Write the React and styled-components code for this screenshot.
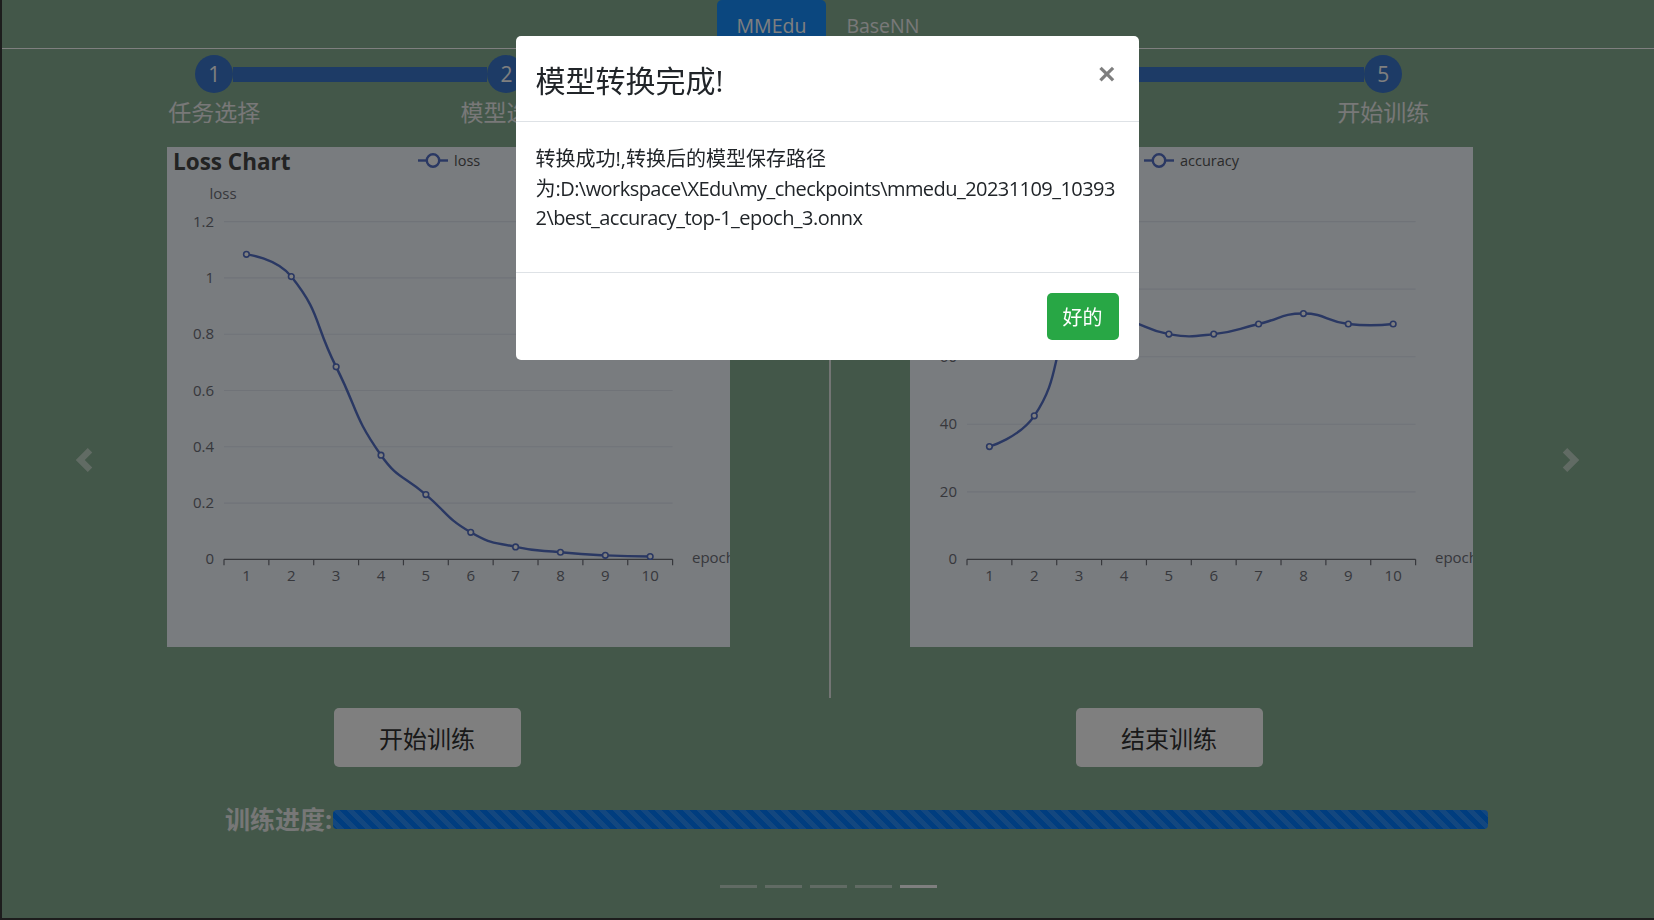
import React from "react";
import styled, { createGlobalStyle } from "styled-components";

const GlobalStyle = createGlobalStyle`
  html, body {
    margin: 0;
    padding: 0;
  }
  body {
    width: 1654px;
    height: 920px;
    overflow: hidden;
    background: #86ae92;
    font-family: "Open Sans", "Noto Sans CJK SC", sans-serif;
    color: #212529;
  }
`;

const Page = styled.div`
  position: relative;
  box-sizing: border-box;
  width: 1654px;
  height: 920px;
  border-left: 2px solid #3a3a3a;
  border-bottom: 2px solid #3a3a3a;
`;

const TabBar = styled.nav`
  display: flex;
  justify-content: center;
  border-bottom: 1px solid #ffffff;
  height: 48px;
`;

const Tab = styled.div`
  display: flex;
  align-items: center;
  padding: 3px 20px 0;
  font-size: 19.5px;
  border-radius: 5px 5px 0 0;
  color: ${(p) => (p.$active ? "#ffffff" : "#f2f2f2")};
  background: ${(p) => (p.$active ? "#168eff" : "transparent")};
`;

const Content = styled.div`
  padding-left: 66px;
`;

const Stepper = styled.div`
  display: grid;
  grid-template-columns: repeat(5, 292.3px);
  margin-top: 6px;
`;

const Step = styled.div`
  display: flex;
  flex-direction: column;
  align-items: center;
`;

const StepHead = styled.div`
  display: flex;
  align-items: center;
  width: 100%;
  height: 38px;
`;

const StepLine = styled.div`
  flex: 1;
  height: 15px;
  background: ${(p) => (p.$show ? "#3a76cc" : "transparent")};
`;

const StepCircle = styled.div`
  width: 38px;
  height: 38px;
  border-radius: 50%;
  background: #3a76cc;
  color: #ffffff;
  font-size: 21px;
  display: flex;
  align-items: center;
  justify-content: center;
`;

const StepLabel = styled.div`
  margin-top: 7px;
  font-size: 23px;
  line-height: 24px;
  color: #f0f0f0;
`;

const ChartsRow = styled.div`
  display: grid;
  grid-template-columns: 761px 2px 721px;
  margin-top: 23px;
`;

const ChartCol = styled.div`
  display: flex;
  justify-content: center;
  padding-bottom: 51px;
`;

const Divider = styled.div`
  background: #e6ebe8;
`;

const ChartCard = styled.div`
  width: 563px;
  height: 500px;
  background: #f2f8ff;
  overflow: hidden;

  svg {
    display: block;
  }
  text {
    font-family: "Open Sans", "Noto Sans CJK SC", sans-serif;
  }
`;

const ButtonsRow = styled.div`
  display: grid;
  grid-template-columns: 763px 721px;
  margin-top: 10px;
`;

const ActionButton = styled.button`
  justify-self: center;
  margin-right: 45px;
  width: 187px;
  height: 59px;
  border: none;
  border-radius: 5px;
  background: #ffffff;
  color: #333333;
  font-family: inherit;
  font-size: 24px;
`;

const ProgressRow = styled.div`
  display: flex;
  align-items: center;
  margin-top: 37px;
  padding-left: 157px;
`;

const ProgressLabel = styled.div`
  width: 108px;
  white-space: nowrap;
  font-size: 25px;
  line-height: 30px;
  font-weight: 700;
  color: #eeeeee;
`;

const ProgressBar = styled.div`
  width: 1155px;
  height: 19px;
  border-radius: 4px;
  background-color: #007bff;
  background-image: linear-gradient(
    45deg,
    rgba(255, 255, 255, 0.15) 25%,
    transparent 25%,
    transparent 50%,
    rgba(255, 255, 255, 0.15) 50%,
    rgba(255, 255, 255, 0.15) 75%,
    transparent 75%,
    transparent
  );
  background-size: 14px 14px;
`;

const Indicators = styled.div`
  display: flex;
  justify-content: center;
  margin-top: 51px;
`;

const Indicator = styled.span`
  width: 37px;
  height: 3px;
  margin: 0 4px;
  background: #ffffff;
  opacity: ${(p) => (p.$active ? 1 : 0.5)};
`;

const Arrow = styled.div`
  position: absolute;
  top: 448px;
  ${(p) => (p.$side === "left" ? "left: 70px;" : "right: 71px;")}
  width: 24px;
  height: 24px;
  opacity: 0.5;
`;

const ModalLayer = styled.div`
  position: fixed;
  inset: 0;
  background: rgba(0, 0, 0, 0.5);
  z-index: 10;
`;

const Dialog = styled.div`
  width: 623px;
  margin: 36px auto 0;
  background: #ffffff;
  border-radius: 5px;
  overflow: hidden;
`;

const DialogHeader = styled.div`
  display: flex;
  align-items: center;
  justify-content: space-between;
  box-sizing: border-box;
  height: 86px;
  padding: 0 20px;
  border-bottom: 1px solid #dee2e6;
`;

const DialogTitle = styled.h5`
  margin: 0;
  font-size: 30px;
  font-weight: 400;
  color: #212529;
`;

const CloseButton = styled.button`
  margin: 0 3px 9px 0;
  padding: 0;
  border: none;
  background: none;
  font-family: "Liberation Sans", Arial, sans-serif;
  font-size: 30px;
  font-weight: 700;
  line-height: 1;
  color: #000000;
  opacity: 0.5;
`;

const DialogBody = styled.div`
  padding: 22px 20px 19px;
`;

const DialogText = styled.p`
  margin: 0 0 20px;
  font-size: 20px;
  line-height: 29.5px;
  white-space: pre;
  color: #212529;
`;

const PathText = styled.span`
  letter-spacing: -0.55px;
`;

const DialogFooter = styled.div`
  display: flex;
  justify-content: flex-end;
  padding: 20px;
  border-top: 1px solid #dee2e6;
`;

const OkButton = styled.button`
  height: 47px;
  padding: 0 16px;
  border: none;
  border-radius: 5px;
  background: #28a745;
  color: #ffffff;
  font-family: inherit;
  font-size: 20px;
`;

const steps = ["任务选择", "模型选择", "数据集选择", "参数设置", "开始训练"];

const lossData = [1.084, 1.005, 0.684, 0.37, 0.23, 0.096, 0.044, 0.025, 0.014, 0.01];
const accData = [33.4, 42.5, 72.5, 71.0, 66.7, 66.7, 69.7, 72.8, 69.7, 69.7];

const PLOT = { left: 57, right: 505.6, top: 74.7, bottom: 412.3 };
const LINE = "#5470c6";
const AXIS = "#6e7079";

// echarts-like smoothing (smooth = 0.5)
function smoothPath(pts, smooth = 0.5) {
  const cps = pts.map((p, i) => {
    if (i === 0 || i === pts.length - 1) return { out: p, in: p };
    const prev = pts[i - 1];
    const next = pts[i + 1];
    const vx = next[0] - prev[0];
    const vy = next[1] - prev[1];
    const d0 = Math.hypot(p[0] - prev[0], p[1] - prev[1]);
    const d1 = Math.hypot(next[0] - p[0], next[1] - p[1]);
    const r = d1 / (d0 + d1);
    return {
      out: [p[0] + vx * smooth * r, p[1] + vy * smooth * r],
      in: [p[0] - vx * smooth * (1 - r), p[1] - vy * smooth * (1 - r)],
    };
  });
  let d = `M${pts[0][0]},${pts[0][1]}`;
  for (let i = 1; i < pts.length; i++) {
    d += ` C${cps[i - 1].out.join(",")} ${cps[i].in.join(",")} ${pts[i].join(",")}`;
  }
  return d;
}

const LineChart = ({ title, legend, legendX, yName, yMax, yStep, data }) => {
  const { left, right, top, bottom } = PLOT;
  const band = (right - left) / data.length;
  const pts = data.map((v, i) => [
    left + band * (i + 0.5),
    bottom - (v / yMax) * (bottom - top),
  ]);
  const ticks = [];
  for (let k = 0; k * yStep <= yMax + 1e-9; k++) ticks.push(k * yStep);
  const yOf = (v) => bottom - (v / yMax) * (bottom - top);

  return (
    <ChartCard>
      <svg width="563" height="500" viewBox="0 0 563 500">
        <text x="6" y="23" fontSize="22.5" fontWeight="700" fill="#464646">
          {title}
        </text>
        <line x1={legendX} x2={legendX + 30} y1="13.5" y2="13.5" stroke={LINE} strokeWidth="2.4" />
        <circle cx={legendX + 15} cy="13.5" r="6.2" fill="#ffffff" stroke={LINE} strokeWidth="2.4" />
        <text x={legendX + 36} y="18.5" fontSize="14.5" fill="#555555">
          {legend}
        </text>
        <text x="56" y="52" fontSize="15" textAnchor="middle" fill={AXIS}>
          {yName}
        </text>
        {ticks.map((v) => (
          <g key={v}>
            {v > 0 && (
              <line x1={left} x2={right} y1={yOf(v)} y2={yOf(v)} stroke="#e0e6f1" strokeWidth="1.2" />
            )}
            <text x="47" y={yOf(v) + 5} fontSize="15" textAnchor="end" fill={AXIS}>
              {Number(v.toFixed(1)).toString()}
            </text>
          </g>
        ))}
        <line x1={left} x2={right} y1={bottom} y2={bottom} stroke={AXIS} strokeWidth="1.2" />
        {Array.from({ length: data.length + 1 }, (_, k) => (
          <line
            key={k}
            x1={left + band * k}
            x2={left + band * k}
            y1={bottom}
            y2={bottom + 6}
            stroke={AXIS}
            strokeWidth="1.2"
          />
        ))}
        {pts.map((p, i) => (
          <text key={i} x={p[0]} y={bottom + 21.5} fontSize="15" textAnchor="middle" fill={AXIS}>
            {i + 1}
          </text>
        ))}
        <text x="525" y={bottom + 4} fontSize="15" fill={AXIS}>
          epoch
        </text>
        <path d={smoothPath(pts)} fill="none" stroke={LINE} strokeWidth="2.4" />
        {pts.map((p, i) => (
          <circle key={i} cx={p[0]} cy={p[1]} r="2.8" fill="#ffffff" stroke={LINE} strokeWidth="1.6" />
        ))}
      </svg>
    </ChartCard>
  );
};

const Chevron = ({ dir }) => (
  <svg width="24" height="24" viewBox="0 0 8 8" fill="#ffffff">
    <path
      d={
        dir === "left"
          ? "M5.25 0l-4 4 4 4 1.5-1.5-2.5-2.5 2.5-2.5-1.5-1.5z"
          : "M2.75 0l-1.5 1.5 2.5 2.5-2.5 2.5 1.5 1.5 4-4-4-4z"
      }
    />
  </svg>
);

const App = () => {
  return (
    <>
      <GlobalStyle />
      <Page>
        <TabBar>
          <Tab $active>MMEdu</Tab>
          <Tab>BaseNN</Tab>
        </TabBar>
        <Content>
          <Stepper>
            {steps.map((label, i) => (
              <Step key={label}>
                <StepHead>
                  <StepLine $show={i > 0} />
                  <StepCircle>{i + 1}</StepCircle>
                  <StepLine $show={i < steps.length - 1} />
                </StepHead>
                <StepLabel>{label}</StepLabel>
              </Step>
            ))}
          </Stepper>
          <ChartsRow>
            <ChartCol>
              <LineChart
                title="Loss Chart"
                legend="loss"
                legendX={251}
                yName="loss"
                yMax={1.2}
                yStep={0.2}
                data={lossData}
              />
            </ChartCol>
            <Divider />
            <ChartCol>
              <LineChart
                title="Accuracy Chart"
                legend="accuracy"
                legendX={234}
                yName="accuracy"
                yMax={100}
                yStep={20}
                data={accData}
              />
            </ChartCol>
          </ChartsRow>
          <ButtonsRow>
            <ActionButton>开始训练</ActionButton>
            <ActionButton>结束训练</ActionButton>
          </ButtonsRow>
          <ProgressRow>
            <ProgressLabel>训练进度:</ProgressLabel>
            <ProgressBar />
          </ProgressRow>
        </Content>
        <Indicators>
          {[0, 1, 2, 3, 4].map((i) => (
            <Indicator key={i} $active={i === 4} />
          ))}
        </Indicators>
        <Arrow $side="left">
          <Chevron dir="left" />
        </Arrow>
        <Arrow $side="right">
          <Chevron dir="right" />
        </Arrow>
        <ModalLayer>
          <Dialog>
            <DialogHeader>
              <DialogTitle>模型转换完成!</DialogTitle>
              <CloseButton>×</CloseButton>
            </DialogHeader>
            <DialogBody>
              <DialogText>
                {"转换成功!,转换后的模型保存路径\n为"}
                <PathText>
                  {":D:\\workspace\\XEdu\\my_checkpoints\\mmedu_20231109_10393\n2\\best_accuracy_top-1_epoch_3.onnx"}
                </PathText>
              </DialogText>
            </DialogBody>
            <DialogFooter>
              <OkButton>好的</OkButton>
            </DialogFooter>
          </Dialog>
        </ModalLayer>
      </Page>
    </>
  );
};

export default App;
---
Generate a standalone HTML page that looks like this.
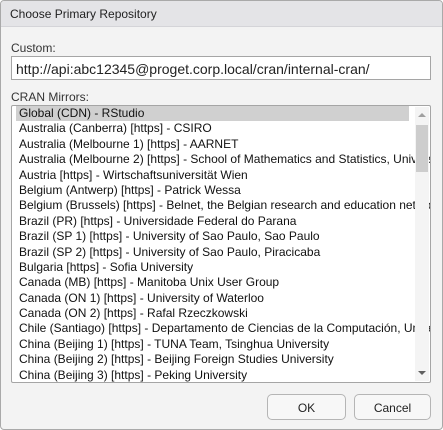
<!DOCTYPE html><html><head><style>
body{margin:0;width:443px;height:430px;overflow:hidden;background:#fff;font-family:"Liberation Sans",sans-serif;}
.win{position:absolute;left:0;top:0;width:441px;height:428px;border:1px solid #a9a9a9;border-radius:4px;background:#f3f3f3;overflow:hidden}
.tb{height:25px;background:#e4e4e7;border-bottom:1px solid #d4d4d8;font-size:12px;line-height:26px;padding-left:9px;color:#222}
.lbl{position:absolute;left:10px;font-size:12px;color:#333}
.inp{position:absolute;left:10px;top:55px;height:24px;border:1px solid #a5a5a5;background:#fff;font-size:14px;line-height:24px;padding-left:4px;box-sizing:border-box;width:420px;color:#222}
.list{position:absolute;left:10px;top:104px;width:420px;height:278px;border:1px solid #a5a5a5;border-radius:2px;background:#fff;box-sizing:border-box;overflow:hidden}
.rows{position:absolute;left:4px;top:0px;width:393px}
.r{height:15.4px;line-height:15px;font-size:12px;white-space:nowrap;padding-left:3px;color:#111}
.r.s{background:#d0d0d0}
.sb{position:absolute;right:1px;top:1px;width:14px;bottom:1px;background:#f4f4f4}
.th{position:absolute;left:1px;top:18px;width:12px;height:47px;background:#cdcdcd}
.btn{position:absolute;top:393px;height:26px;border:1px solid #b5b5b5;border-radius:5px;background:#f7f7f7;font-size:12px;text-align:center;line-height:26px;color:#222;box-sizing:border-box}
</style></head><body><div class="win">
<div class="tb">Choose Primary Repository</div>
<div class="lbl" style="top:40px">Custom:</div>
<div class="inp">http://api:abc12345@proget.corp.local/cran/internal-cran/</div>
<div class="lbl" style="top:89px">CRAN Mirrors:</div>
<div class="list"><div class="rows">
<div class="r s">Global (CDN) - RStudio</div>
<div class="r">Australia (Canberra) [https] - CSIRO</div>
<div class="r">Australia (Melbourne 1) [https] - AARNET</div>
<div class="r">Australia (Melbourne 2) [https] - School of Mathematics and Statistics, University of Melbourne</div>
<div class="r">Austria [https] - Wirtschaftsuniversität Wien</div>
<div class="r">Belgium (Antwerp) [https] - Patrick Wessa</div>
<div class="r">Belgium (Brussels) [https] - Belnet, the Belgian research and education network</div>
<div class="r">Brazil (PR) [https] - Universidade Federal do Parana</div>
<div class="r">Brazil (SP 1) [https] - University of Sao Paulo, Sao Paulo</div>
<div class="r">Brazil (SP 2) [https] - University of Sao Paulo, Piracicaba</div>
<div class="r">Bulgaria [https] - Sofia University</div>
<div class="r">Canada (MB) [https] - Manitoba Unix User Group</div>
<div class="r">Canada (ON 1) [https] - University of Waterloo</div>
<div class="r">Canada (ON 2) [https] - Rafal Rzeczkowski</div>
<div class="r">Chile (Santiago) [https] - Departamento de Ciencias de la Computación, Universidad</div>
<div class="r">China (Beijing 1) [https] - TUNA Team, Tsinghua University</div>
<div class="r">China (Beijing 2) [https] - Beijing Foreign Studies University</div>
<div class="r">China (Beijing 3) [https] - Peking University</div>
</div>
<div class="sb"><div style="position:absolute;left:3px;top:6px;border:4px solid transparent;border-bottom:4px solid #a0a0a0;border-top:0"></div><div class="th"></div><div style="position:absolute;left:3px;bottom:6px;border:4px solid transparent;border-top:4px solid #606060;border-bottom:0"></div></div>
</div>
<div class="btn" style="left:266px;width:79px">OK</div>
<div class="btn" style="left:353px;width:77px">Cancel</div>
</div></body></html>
---
● **WHAT YOU WILL DO**: Using the listing, collect all lines in which the string "this" is found.

● **RESULT OF THE EXERCISE**:
Write the React and styled-components code for this screenshot.
Generate a standalone HTML page that looks like this.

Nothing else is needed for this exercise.